Vous avez un jour prononcé une phrase-clé que les Africains n’ont pas dépassée : « Nous voulons sortir d’une relation asymétrique entre une partie qui a les moyens, et donc décide des priorités, et une autre qui doit s’adapter. » Nous sommes encore dans ce schéma…

Oui, et c’est pourquoi il est important de savoir négocier. Très souvent, nos dirigeants cèdent très facilement aux pressions qu’ils subissent en échange d’une place sur l’estrade ou pour avoir un peu de publicité. Je l’ai vu, par exemple, dans toutes les négociations sur le climat. Les pays africains sont les plus proches du net zero, l’objectif discuté actuellement. Pour pouvoir parler de « transition juste », autre expression à la mode, celle-ci doit profiter aux pays qui sont les plus proches des objectifs. Nous avons donc une espèce de crédit carbone parce que les autres pays, qui sont industrialisés, polluent et exploitent la nature, notamment nos matières premières. Celles-ci ont été pendant longtemps le moteur majeur des économies occidentales. On le sait. Ces pays ont donc une dette carbone, et nous un crédit carbone.
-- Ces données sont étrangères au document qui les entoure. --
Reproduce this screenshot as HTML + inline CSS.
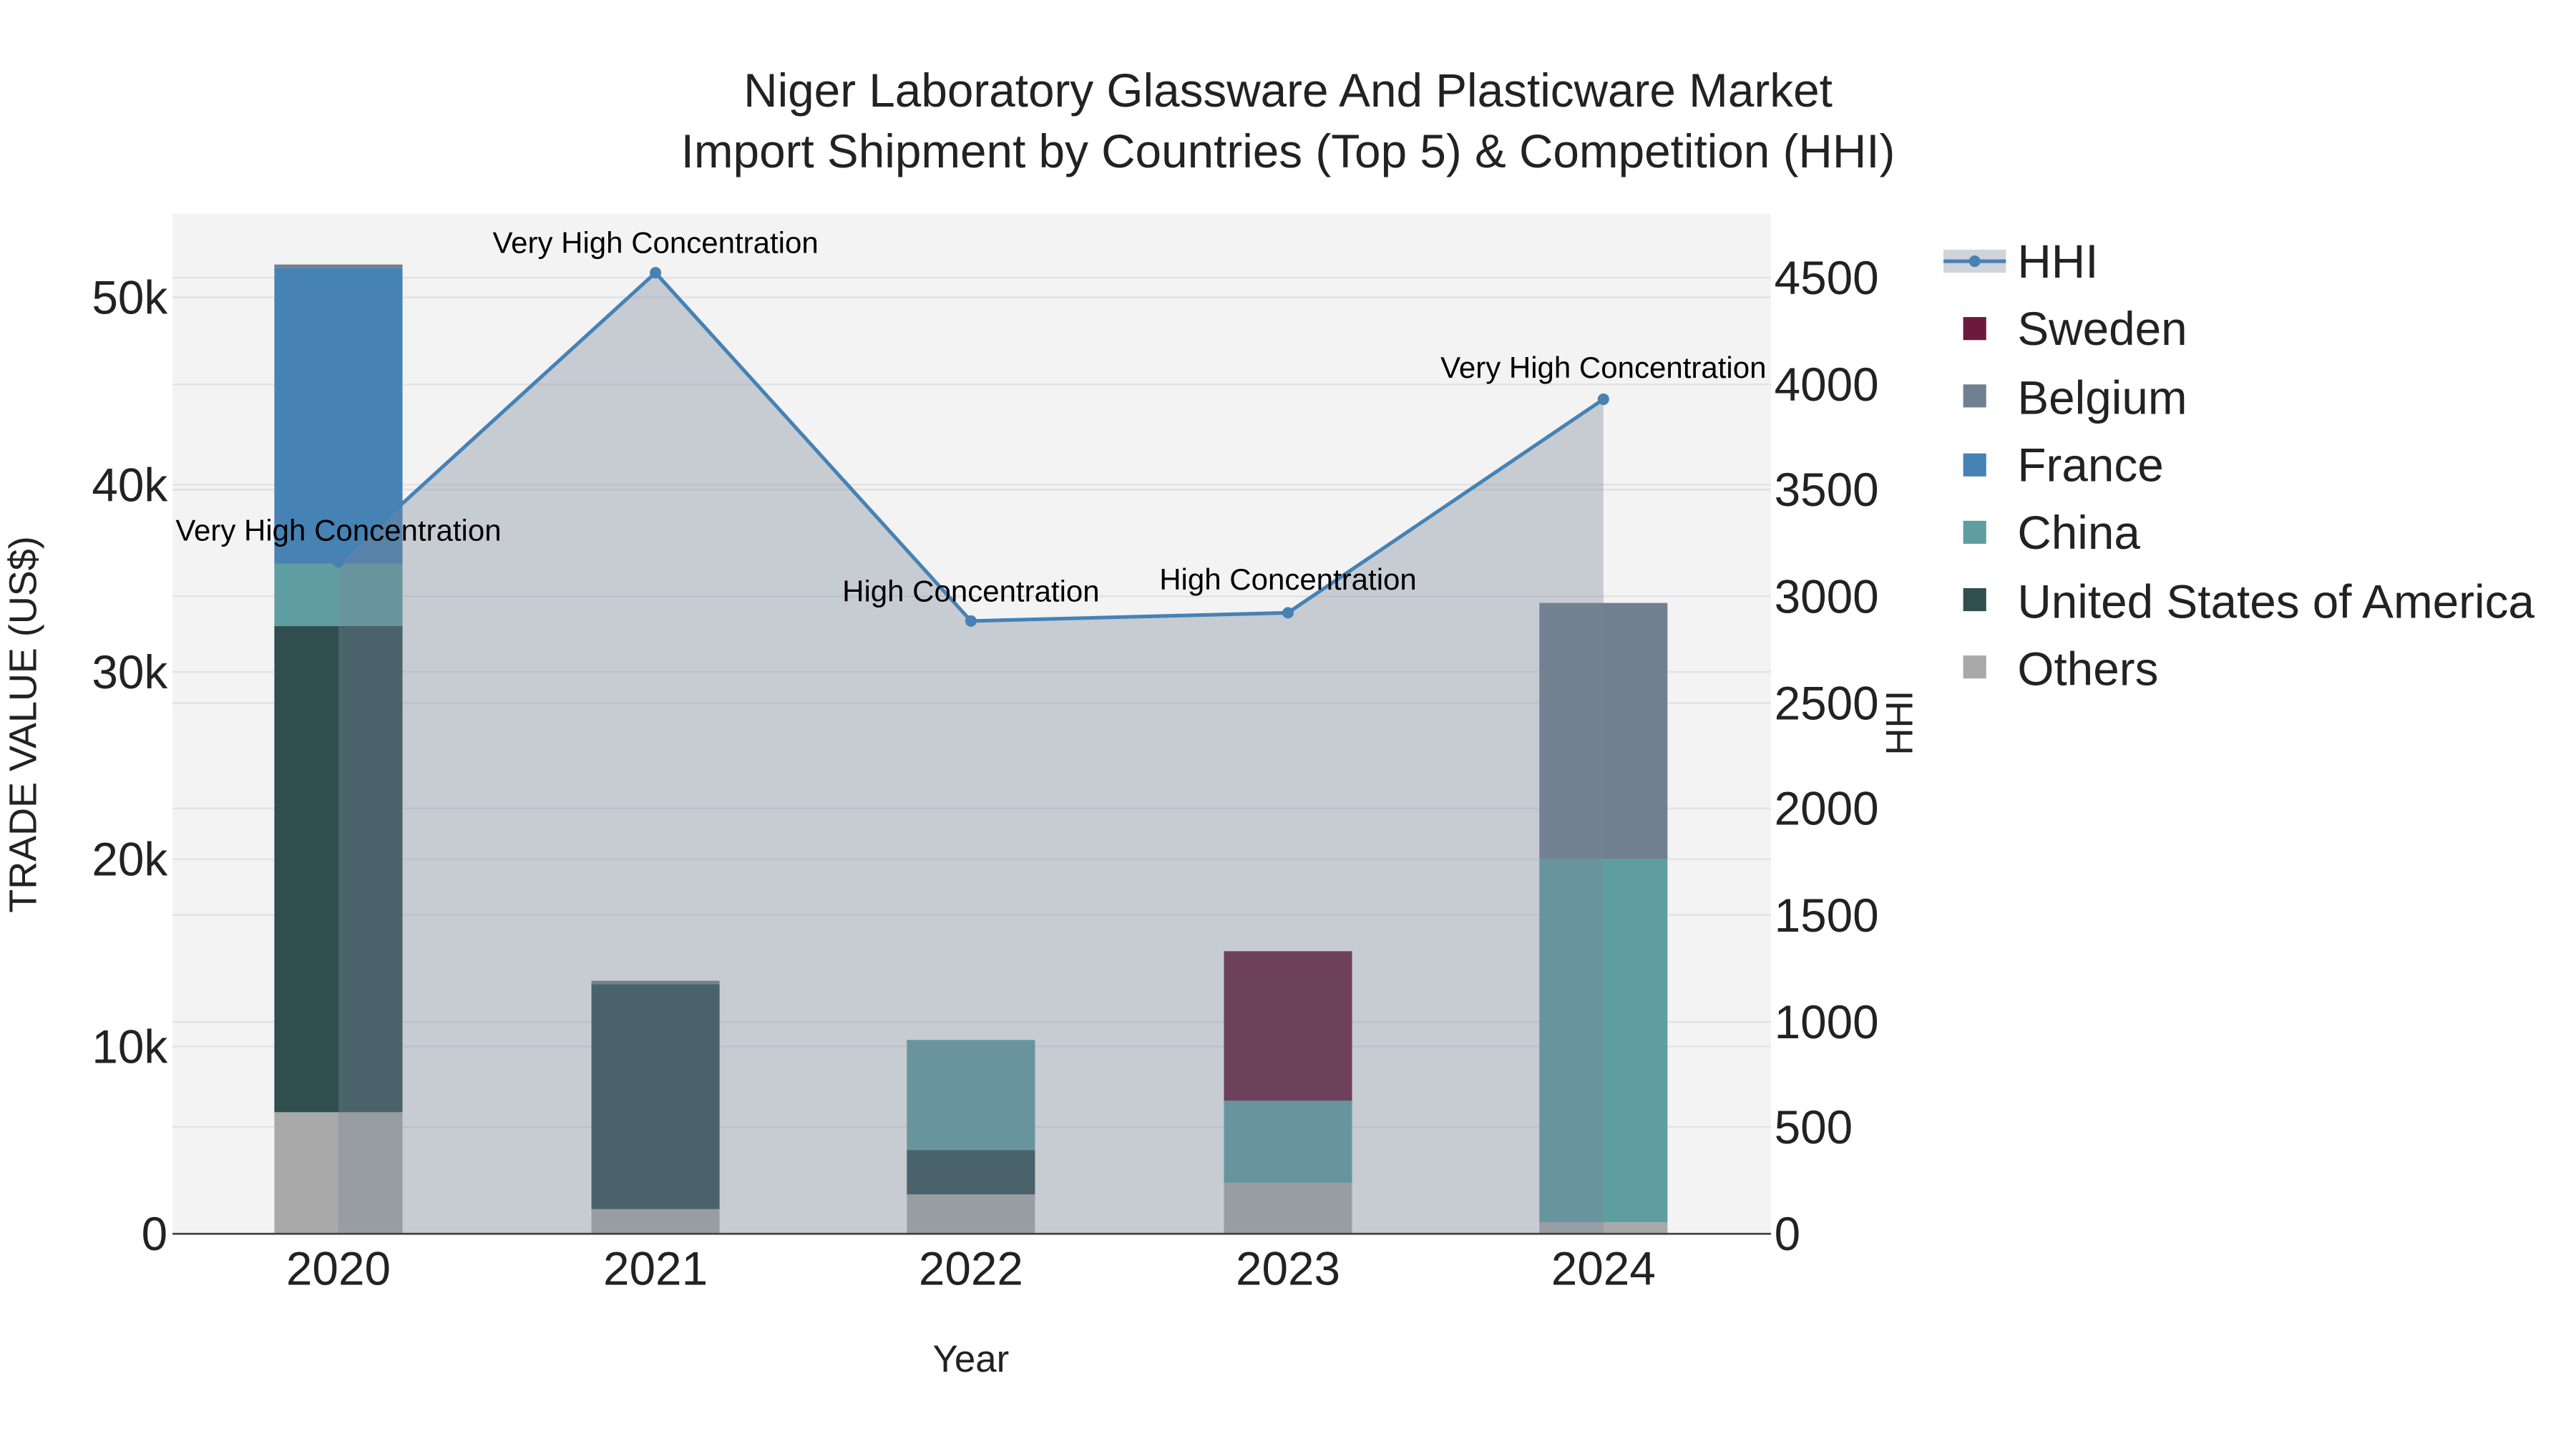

Ce type de négociation se traduit dans le détail. Par exemple, pendant une discussion sur la nouvelle taxe qui sera introduite en Union européenne, pour pénaliser l’intensité carbone de certaines importations dans l’espace européen, les pays africains paieront les frais s’ils ne négocient pas de façon à éviter que cette taxe les pénalise. Ce qui est sur la table et a déjà été passé au Parlement européen n’intéresse pas l’Afrique. L’UE nous dit qu’elle va taxer les produits que nous exportons vers ses marchés mais entend nous donner de l’aide pour compenser les difficultés que nous avons avec la transition énergétique. C’est nous mettre encore une fois dans une situation de dépendance alors qu’il était possible de négocier différemment.